* START *

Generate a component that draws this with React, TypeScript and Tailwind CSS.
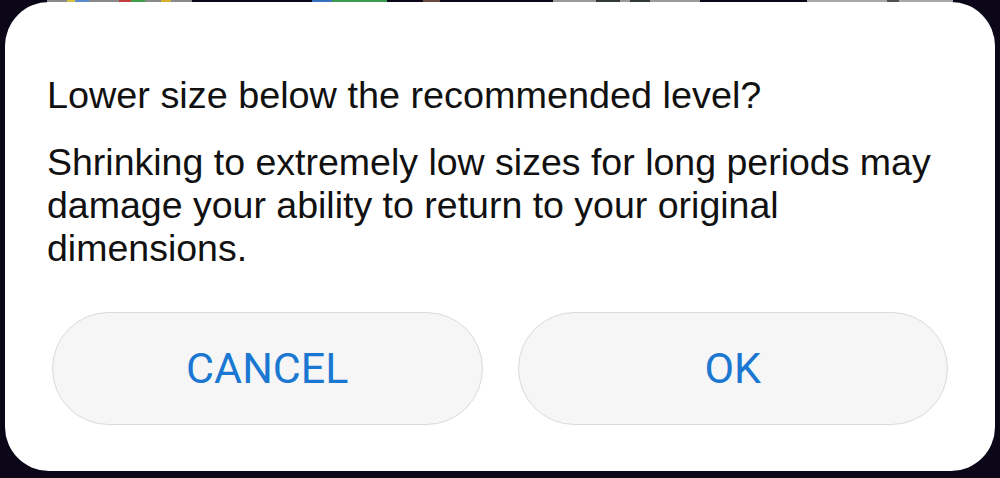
export default function App() {
  return (
    <div className="w-[1000px] h-[478px] bg-[#0b0718] flex flex-col px-[5px] pb-[7px] overflow-hidden">
      {/* bits of the home screen peeking above the dialog */}
      <div className="h-[2px] flex shrink-0 -mx-[5px]">
        <div className="w-[47px]" />
        <div className="w-[145px] bg-[#8a8a8a] flex">
          <div className="w-[20px]" />
          <div className="w-[8px] bg-[#d8c040]" />
          <div className="w-[14px] bg-[#5a8ad0]" />
          <div className="w-[30px]" />
          <div className="w-[12px] bg-[#c04040]" />
          <div className="w-[14px] bg-[#40a050]" />
          <div className="w-[16px]" />
          <div className="w-[10px] bg-[#d8b030]" />
        </div>
        <div className="w-[120px]" />
        <div className="w-[20px] bg-[#3a6fc0]" />
        <div className="w-[55px] bg-[#3a9a50]" />
        <div className="w-[36px]" />
        <div className="w-[17px] bg-[#6b4a40]" />
        <div className="w-[113px]" />
        <div className="w-[147px] bg-[#9a9a9a] flex">
          <div className="w-[43px]" />
          <div className="w-[24px] bg-[#303838]" />
          <div className="w-[10px]" />
          <div className="w-[20px] bg-[#303838]" />
        </div>
        <div className="w-[107px]" />
        <div className="w-[146px] bg-[#a8a8a8] flex">
          <div className="w-[80px]" />
          <div className="w-[12px] bg-[#505050]" />
        </div>
      </div>

      <div className="flex-1 bg-white rounded-[44px] flex flex-col pt-[72px] pb-[46px] px-[42px] font-['Liberation_Sans',Arial,sans-serif] text-[#111]">
        <h1 className="text-[37.8px] leading-[43px] font-normal">
          Lower size below the recommended level?
        </h1>
        <p className="mt-[24px] text-[37.5px] leading-[43px] pr-[20px]">
          Shrinking to extremely low sizes for long periods may damage your ability to return to your original dimensions.
        </p>
        <div className="mt-auto flex gap-[35px] px-[5px]">
          <button className="flex-1 h-[113px] rounded-full bg-[#f6f6f6] border-[1.5px] border-[#dadada] text-[#1a78d2] text-[43px] font-['Roboto',sans-serif]">
            CANCEL
          </button>
          <button className="flex-1 h-[113px] rounded-full bg-[#f6f6f6] border-[1.5px] border-[#dadada] text-[#1a78d2] text-[43px] font-['Roboto',sans-serif]">
            OK
          </button>
        </div>
      </div>
    </div>
  );
}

* END *

§ What the task asks: All the lines above are to be given again exactly as they read, with the pictures removed.

§ Problem solution:
Generate a component that draws this with React, TypeScript and Tailwind CSS.
export default function App() {
  return (
    <div className="w-[1000px] h-[478px] bg-[#0b0718] flex flex-col px-[5px] pb-[7px] overflow-hidden">
      {/* bits of the home screen peeking above the dialog */}
      <div className="h-[2px] flex shrink-0 -mx-[5px]">
        <div className="w-[47px]" />
        <div className="w-[145px] bg-[#8a8a8a] flex">
          <div className="w-[20px]" />
          <div className="w-[8px] bg-[#d8c040]" />
          <div className="w-[14px] bg-[#5a8ad0]" />
          <div className="w-[30px]" />
          <div className="w-[12px] bg-[#c04040]" />
          <div className="w-[14px] bg-[#40a050]" />
          <div className="w-[16px]" />
          <div className="w-[10px] bg-[#d8b030]" />
        </div>
        <div className="w-[120px]" />
        <div className="w-[20px] bg-[#3a6fc0]" />
        <div className="w-[55px] bg-[#3a9a50]" />
        <div className="w-[36px]" />
        <div className="w-[17px] bg-[#6b4a40]" />
        <div className="w-[113px]" />
        <div className="w-[147px] bg-[#9a9a9a] flex">
          <div className="w-[43px]" />
          <div className="w-[24px] bg-[#303838]" />
          <div className="w-[10px]" />
          <div className="w-[20px] bg-[#303838]" />
        </div>
        <div className="w-[107px]" />
        <div className="w-[146px] bg-[#a8a8a8] flex">
          <div className="w-[80px]" />
          <div className="w-[12px] bg-[#505050]" />
        </div>
      </div>

      <div className="flex-1 bg-white rounded-[44px] flex flex-col pt-[72px] pb-[46px] px-[42px] font-['Liberation_Sans',Arial,sans-serif] text-[#111]">
        <h1 className="text-[37.8px] leading-[43px] font-normal">
          Lower size below the recommended level?
        </h1>
        <p className="mt-[24px] text-[37.5px] leading-[43px] pr-[20px]">
          Shrinking to extremely low sizes for long periods may damage your ability to return to your original dimensions.
        </p>
        <div className="mt-auto flex gap-[35px] px-[5px]">
          <button className="flex-1 h-[113px] rounded-full bg-[#f6f6f6] border-[1.5px] border-[#dadada] text-[#1a78d2] text-[43px] font-['Roboto',sans-serif]">
            CANCEL
          </button>
          <button className="flex-1 h-[113px] rounded-full bg-[#f6f6f6] border-[1.5px] border-[#dadada] text-[#1a78d2] text-[43px] font-['Roboto',sans-serif]">
            OK
          </button>
        </div>
      </div>
    </div>
  );
}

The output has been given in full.